▶ **PROVIDED DATA**:

===============

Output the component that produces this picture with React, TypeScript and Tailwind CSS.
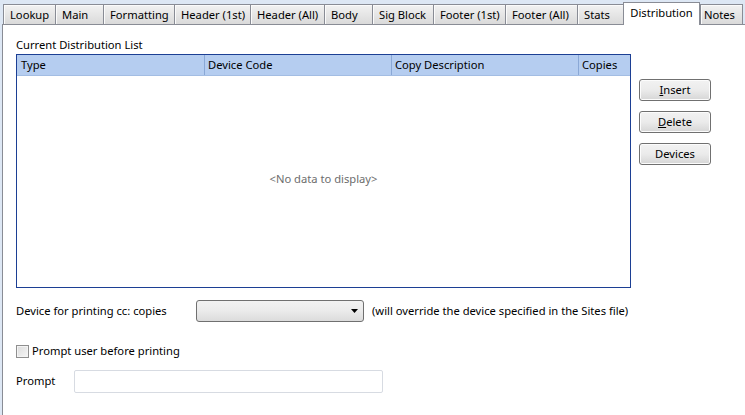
import React from 'react';

const tabs: { label: string; w: string; active?: boolean }[] = [
  { label: 'Lookup', w: 'w-[52px]' },
  { label: 'Main', w: 'w-[48px]' },
  { label: 'Formatting', w: 'w-[71px]' },
  { label: 'Header (1st)', w: 'w-[76px]' },
  { label: 'Header (All)', w: 'w-[74px]' },
  { label: 'Body', w: 'w-[48px]' },
  { label: 'Sig Block', w: 'w-[61px]' },
  { label: 'Footer (1st)', w: 'w-[72px]' },
  { label: 'Footer (All)', w: 'w-[72px]' },
  { label: 'Stats', w: 'w-[46px]' },
  { label: 'Distribution', w: 'w-[77px]', active: true },
  { label: 'Notes', w: 'w-[43px]' },
];

const Button: React.FC<{ children: React.ReactNode }> = ({ children }) => (
  <button className="w-[72px] h-[22px] rounded-[3px] border border-[#707070] bg-gradient-to-b from-[#f2f2f2] via-[#ebebeb] to-[#d6d6d6] text-[11.2px] text-black leading-none shadow-[inset_0_0_0_1px_#fcfcfc]">
    {children}
  </button>
);

const App: React.FC = () => {
  return (
    <div
      className="w-[745px] h-[415px] overflow-hidden bg-[#dde7f4] flex flex-col text-[11.2px] text-black"
      style={{ fontFamily: '"Noto Sans", "Open Sans", sans-serif' }}
    >
      {/* Tab strip */}
      <div className="h-[24px] flex items-end pl-[3px] shrink-0 relative z-10">
        {tabs.map((t) =>
          t.active ? (
            <div
              key={t.label}
              className={`${t.w} h-[23px] -mb-px bg-white border border-b-0 border-[#898c95] flex items-start justify-center pt-[3px] leading-[14px] whitespace-nowrap`}
            >
              {t.label}
            </div>
          ) : (
            <div
              key={t.label}
              className={`${t.w} h-[20px] bg-gradient-to-b from-[#f2f2f2] to-[#dadada] border-l border-t last:border-r last:pl-[3px] border-[#898c95] flex items-center justify-start pl-[6px] leading-[14px] whitespace-nowrap shadow-[inset_1px_1px_0_#fbfbfb]`}
            >
              {t.label}
            </div>
          )
        )}
      </div>

      {/* Page */}
      <div className="flex-1 ml-[2px] bg-white border-l border-t border-[#898c95] flex flex-col pl-[13px] pt-[13px]">
        <div className="leading-[14px] mb-[2px]">Current Distribution List</div>

        <div className="flex items-start">
          <div className="w-[615px] h-[234px] border border-[#1c3f94] flex flex-col">
            <div className="h-[21px] bg-[#b5cdf0] border-b border-[#a3bde3] flex items-center">
              <div className="w-[188px] pl-[4px] border-r border-[#8aa8d6] h-full flex items-center">Type</div>
              <div className="w-[187px] pl-[3px] border-r border-[#8aa8d6] h-full flex items-center">Device Code</div>
              <div className="w-[187px] pl-[3px] border-r border-[#8aa8d6] h-full flex items-center">Copy Description</div>
              <div className="flex-1 pl-[3px] h-full flex items-center">Copies</div>
            </div>
            <div className="flex-1 flex items-center justify-center text-[#6d6d6d] pb-[4px]">
              &lt;No data to display&gt;
            </div>
          </div>

          <div className="ml-[8px] mt-[25px] flex flex-col gap-[10px]">
            <Button>
              <span className="underline">I</span>nsert
            </Button>
            <Button>
              <span className="underline">D</span>elete
            </Button>
            <Button>Devices</Button>
          </div>
        </div>

        <div className="flex items-center mt-[12px] h-[22px]">
          <div className="w-[180px]">Device for printing cc: copies</div>
          <div className="w-[168px] h-[22px] rounded-[3px] border border-[#707070] bg-gradient-to-b from-[#f2f2f2] via-[#ebebeb] to-[#dcdcdc] flex items-center justify-end pr-[5px]">
            <svg width="7" height="4" viewBox="0 0 7 4">
              <path d="M0 0h7L3.5 4z" fill="#000" />
            </svg>
          </div>
          <div className="ml-[8px]">(will override the device specified in the Sites file)</div>
        </div>

        <div className="flex items-center mt-[22px] h-[14px]">
          <div className="w-[13px] h-[13px] border border-[#8f8f8f] bg-gradient-to-br from-[#dcdcdc] to-[#f6f6f6] shadow-[inset_0_0_0_1px_#f4f4f4]" />
          <span className="ml-[3px]">Prompt user before printing</span>
        </div>

        <div className="flex items-center mt-[12px] h-[23px]">
          <div className="w-[58px]">Prompt</div>
          <div className="w-[309px] h-[23px] rounded-[2px] border border-[#d7dbe2] bg-white" />
        </div>
      </div>
    </div>
  );
};

export default App;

===============

▶ **REQUIRED WORK**:
Repeat the data exactly, without the pictures.

▶ **RESULT FOR THIS EXERCISE**:
Output the component that produces this picture with React, TypeScript and Tailwind CSS.
import React from 'react';

const tabs: { label: string; w: string; active?: boolean }[] = [
  { label: 'Lookup', w: 'w-[52px]' },
  { label: 'Main', w: 'w-[48px]' },
  { label: 'Formatting', w: 'w-[71px]' },
  { label: 'Header (1st)', w: 'w-[76px]' },
  { label: 'Header (All)', w: 'w-[74px]' },
  { label: 'Body', w: 'w-[48px]' },
  { label: 'Sig Block', w: 'w-[61px]' },
  { label: 'Footer (1st)', w: 'w-[72px]' },
  { label: 'Footer (All)', w: 'w-[72px]' },
  { label: 'Stats', w: 'w-[46px]' },
  { label: 'Distribution', w: 'w-[77px]', active: true },
  { label: 'Notes', w: 'w-[43px]' },
];

const Button: React.FC<{ children: React.ReactNode }> = ({ children }) => (
  <button className="w-[72px] h-[22px] rounded-[3px] border border-[#707070] bg-gradient-to-b from-[#f2f2f2] via-[#ebebeb] to-[#d6d6d6] text-[11.2px] text-black leading-none shadow-[inset_0_0_0_1px_#fcfcfc]">
    {children}
  </button>
);

const App: React.FC = () => {
  return (
    <div
      className="w-[745px] h-[415px] overflow-hidden bg-[#dde7f4] flex flex-col text-[11.2px] text-black"
      style={{ fontFamily: '"Noto Sans", "Open Sans", sans-serif' }}
    >
      {/* Tab strip */}
      <div className="h-[24px] flex items-end pl-[3px] shrink-0 relative z-10">
        {tabs.map((t) =>
          t.active ? (
            <div
              key={t.label}
              className={`${t.w} h-[23px] -mb-px bg-white border border-b-0 border-[#898c95] flex items-start justify-center pt-[3px] leading-[14px] whitespace-nowrap`}
            >
              {t.label}
            </div>
          ) : (
            <div
              key={t.label}
              className={`${t.w} h-[20px] bg-gradient-to-b from-[#f2f2f2] to-[#dadada] border-l border-t last:border-r last:pl-[3px] border-[#898c95] flex items-center justify-start pl-[6px] leading-[14px] whitespace-nowrap shadow-[inset_1px_1px_0_#fbfbfb]`}
            >
              {t.label}
            </div>
          )
        )}
      </div>

      {/* Page */}
      <div className="flex-1 ml-[2px] bg-white border-l border-t border-[#898c95] flex flex-col pl-[13px] pt-[13px]">
        <div className="leading-[14px] mb-[2px]">Current Distribution List</div>

        <div className="flex items-start">
          <div className="w-[615px] h-[234px] border border-[#1c3f94] flex flex-col">
            <div className="h-[21px] bg-[#b5cdf0] border-b border-[#a3bde3] flex items-center">
              <div className="w-[188px] pl-[4px] border-r border-[#8aa8d6] h-full flex items-center">Type</div>
              <div className="w-[187px] pl-[3px] border-r border-[#8aa8d6] h-full flex items-center">Device Code</div>
              <div className="w-[187px] pl-[3px] border-r border-[#8aa8d6] h-full flex items-center">Copy Description</div>
              <div className="flex-1 pl-[3px] h-full flex items-center">Copies</div>
            </div>
            <div className="flex-1 flex items-center justify-center text-[#6d6d6d] pb-[4px]">
              &lt;No data to display&gt;
            </div>
          </div>

          <div className="ml-[8px] mt-[25px] flex flex-col gap-[10px]">
            <Button>
              <span className="underline">I</span>nsert
            </Button>
            <Button>
              <span className="underline">D</span>elete
            </Button>
            <Button>Devices</Button>
          </div>
        </div>

        <div className="flex items-center mt-[12px] h-[22px]">
          <div className="w-[180px]">Device for printing cc: copies</div>
          <div className="w-[168px] h-[22px] rounded-[3px] border border-[#707070] bg-gradient-to-b from-[#f2f2f2] via-[#ebebeb] to-[#dcdcdc] flex items-center justify-end pr-[5px]">
            <svg width="7" height="4" viewBox="0 0 7 4">
              <path d="M0 0h7L3.5 4z" fill="#000" />
            </svg>
          </div>
          <div className="ml-[8px]">(will override the device specified in the Sites file)</div>
        </div>

        <div className="flex items-center mt-[22px] h-[14px]">
          <div className="w-[13px] h-[13px] border border-[#8f8f8f] bg-gradient-to-br from-[#dcdcdc] to-[#f6f6f6] shadow-[inset_0_0_0_1px_#f4f4f4]" />
          <span className="ml-[3px]">Prompt user before printing</span>
        </div>

        <div className="flex items-center mt-[12px] h-[23px]">
          <div className="w-[58px]">Prompt</div>
          <div className="w-[309px] h-[23px] rounded-[2px] border border-[#d7dbe2] bg-white" />
        </div>
      </div>
    </div>
  );
};

export default App;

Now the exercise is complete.